Houve uma proposta do presidente da FUNAI de realizar uma reunião extraordinária, pois na proposta inicial da reunião tínhamos a intenção de discutir a questão da mineração, mas ficou decidido que é impossível discutir o tema sem levantar questões sobre o estatuto dos povos indígenas pois, a nosso ver, a mineração está inclusa em um de seus capítulos.
Esta reunião deverá ser feita em julho, e essa deverá ser a tônica do encontro, além de debatermos sobre a saúde e a violência entre os povos indígenas; esperamos também que o Ministério das Minas e Energia apresente um quadro sobre as hidrelétricas do Brasil e quais afetam aldeias e populações indígenas.
CC: Em que extensão os programas de infra-estrutura promovidos pelo governo brasileiro estão afetando os povos indígenas do país?
SF: "PAC" (N. do Ed. sigla do governo para "Programa de Aceleração do Crescimento"), para os povos indígenas, significa "ameaça", pois afeta imensamente as populações indígenas. Isto será um dos temas que a comissão irá aprofundar, a partir da manifestação do Ministério das Minas e Energia.
CC: Quais localidades podem ser mais afetadas pelo PAC?
SF: Principalmente a região amazônica do estado de Rondônia, em Tocantins e no Pará, onde estão se iniciando os projetos como a construção das hidrelétricas do rio Madeira e a usina de Belo Monte. Apesar de as ameaças se concentrarem nessa região, isso não quer dizer que indígenas de outras regiões do país, como no sul e no nordeste, também não possam ser afetados.
CC: Durante o primeiro mandato, o governo Lula se mostrou incapaz de criar uma política indigenista efetiva para o Brasil. Isso mudou com a reeleição do presidente?
SF: A política indigenista continua a mesma, ou seja, não existe. Esperamos que a CNPI consiga criar diretrizes para uma política eficaz, que evite a pulverização das ações como hoje ocorre e que represente efetivamente as demandas dos povos indígenas no Brasil.
CC: Recentemente, houve diversas críticas da militância indigenista a Mércio Pereira Gomes, então presidente da FUNAI, por suas declarações e pela falta de diálogo com a entidade governamental. Isso mudou hoje em dia?

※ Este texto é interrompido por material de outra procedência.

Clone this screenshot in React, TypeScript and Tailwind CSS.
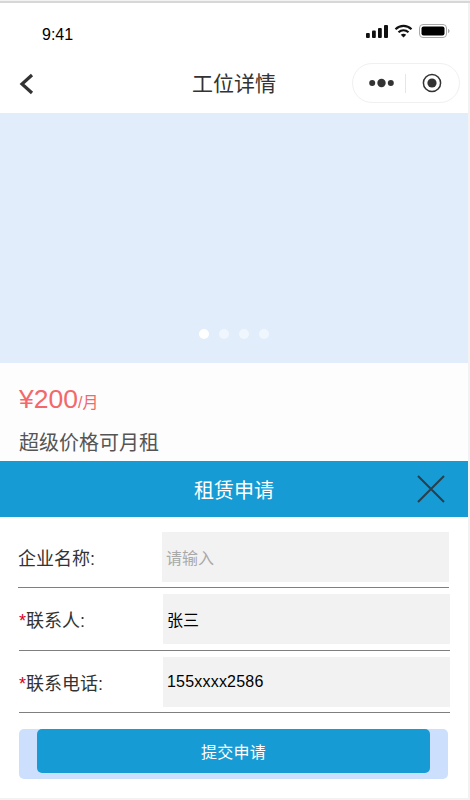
const font = "font-['Liberation_Sans','Noto_Sans_CJK_SC',sans-serif]";

const StatusIcons = () => (
  <div className="flex items-center gap-[6px]">
    <svg width="22" height="13" viewBox="0 0 22 13" fill="#111">
      <rect x="0" y="8" width="3.8" height="5" rx="1" />
      <rect x="6" y="5.5" width="3.8" height="7.5" rx="1" />
      <rect x="12" y="3" width="3.8" height="10" rx="1" />
      <rect x="18" y="0" width="4" height="13" rx="1" />
    </svg>
    <svg width="19" height="14" viewBox="0 0 18 14" fill="none" stroke="#111" strokeWidth="2.2">
      <path d="M1 5.2C5.6 0.8 12.4 0.8 17 5.2" />
      <path d="M4 8.3C6.9 5.7 11.1 5.7 14 8.3" />
      <path d="M9 13.5L6.3 10.8C7.9 9.5 10.1 9.5 11.7 10.8Z" fill="#111" stroke="none" />
    </svg>
    <svg width="31" height="14" viewBox="0 0 31 14" fill="none">
      <rect x="0.5" y="0.5" width="27" height="13" rx="3.5" stroke="#a8a8a8" />
      <rect x="2.5" y="2.5" width="23" height="9" rx="2" fill="#000" />
      <path d="M29 5V9C30 8.7 30.5 8 30.5 7C30.5 6 30 5.3 29 5Z" fill="#a8a8a8" />
    </svg>
  </div>
);

const Capsule = () => (
  <div className="flex items-center w-[108px] h-[40px] rounded-full border border-[#f0f0f0] bg-white">
    <svg width="25" height="10" viewBox="0 0 25 10" fill="#333" className="ml-[16px]">
      <circle cx="3.2" cy="5" r="3" />
      <circle cx="12.5" cy="5" r="4.2" />
      <circle cx="21.8" cy="5" r="3" />
    </svg>
    <div className="ml-[11px] w-px h-[19px] bg-[#e6e6e6]" />
    <svg width="20" height="20" viewBox="0 0 20 20" className="ml-[16px]">
      <circle cx="10" cy="10" r="8.6" fill="none" stroke="#333" strokeWidth="1.5" />
      <circle cx="10" cy="10" r="4.6" fill="#333" />
    </svg>
  </div>
);

type RowProps = {
  label: string;
  required?: boolean;
  value: string;
  placeholder?: boolean;
  className: string;
  inputClass: string;
};

const Row = ({ label, required, value, placeholder, className, inputClass }: RowProps) => (
  <div className={`border-b border-[#7f7f7f] flex items-center ${className}`}>
    <div className="w-[144px] mt-[3px] text-[18px] leading-[24px] text-[#333] whitespace-nowrap">
      {required && <span className="text-[#d9001b]">*</span>}
      {label}
    </div>
    <div
      className={`flex items-center w-[287px] h-[50px] bg-[#f2f2f2] pl-[4px] text-[16px] ${inputClass} ${
        placeholder ? "text-[#a9a9a9]" : "text-black"
      }`}
    >
      {value}
    </div>
  </div>
);

export default function App() {
  return (
    <div className={`${font} w-[470px] h-[800px] overflow-hidden bg-[#f2f2f2]`}>
      <div className="h-[3px] border-b-2 border-[#d7d7d7] bg-[#f2f2f2]" />
      <div className="w-[468px] h-[795px] bg-white flex flex-col">
        <div className="h-[52px] flex items-start justify-between pt-[22px] pl-[42px] pr-[18px]">
          <span className="text-[16px] leading-[20px] text-black">9:41</span>
          <div className="-mt-[1px]">
            <StatusIcons />
          </div>
        </div>

        <div className="h-[58px] flex items-center justify-between pl-[19px] pr-[8px] relative">
          <svg width="15" height="22" viewBox="0 0 15 22" fill="none" stroke="#333" strokeWidth="3.2" className="-mt-[1px]">
            <path d="M13 2L3 11L13 20" />
          </svg>
          <span className="absolute left-0 right-0 text-center text-[21px] text-[#333]">工位详情</span>
          <div className="-mt-[2px]">
            <Capsule />
          </div>
        </div>

        <div className="h-[250px] bg-[#e1edfb] flex items-end justify-center pb-[24px] gap-[10px]">
          <div className="w-[10px] h-[10px] rounded-full bg-white" />
          <div className="w-[10px] h-[10px] rounded-full bg-white/50" />
          <div className="w-[10px] h-[10px] rounded-full bg-white/50" />
          <div className="w-[10px] h-[10px] rounded-full bg-white/50" />
        </div>

        <div className="h-[98px] bg-[#fdfdfd] px-[19px] pt-[20px]">
          <div className="text-[#f2686b] leading-[32px] whitespace-nowrap">
            <span className="text-[26.5px]">¥200</span>
            <span className="text-[16px]">/月</span>
          </div>
          <div className="mt-[10px] text-[20px] leading-[28px] text-[#555]">超级价格可月租</div>
        </div>

        <div className="h-[56px] bg-[#169bd5] flex items-center justify-center pt-[3px] relative">
          <span className="text-[20px] text-white">租赁申请</span>
          <svg width="28" height="28" viewBox="0 0 28 28" stroke="#2c3e4a" strokeWidth="2" className="absolute right-[23px] top-[14px]">
            <path d="M1 1L27 27M27 1L1 27" />
          </svg>
        </div>

        <div className="flex-1 bg-white pt-[15px]">
          <Row
            label="企业名称:"
            value="请输入"
            placeholder
            className="ml-[18px] w-[431px] h-[56px] pb-[5px]"
            inputClass="pt-[4px]"
          />
          <Row
            required
            label="联系人:"
            value="张三"
            className="ml-[19px] w-[431px] h-[57px] mt-[6px] pb-[6px]"
            inputClass="pt-[4px]"
          />
          <Row
            required
            label="联系电话:"
            value="155xxxx2586"
            className="ml-[19px] w-[431px] h-[56px] mt-[6px] pb-[5px]"
            inputClass="tracking-[0.2px]"
          />
          <div className="ml-[19px] mt-[16px] w-[429px] h-[50px] rounded-[5px] bg-[#cce0fd] pl-[18px]">
            <div className="w-[393px] h-[44px] rounded-[5px] bg-[#169bd5] flex items-center justify-center pt-[3px] text-[16px] tracking-[0.3px] text-white">
              提交申请
            </div>
          </div>
        </div>
      </div>
    </div>
  );
}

SF: Durante a presidência de Mércio Pereira, passamos realmente por tempos difíceis. O ex-presidente da FUNAI não estabelecia diálogos com os movimentos. Hoje, Márcio Augusto Freitas de Meira, atual presidente da entidade, de fato tenta ser um indigenista e se coloca aberto ao diálogo com indígenas e indigenistas. Há uma postura de aprofundamento das relações pela parte da entidade, e Freitas de Meira se mostra acessível e sensível às demandas dos povos indígenas do Brasil.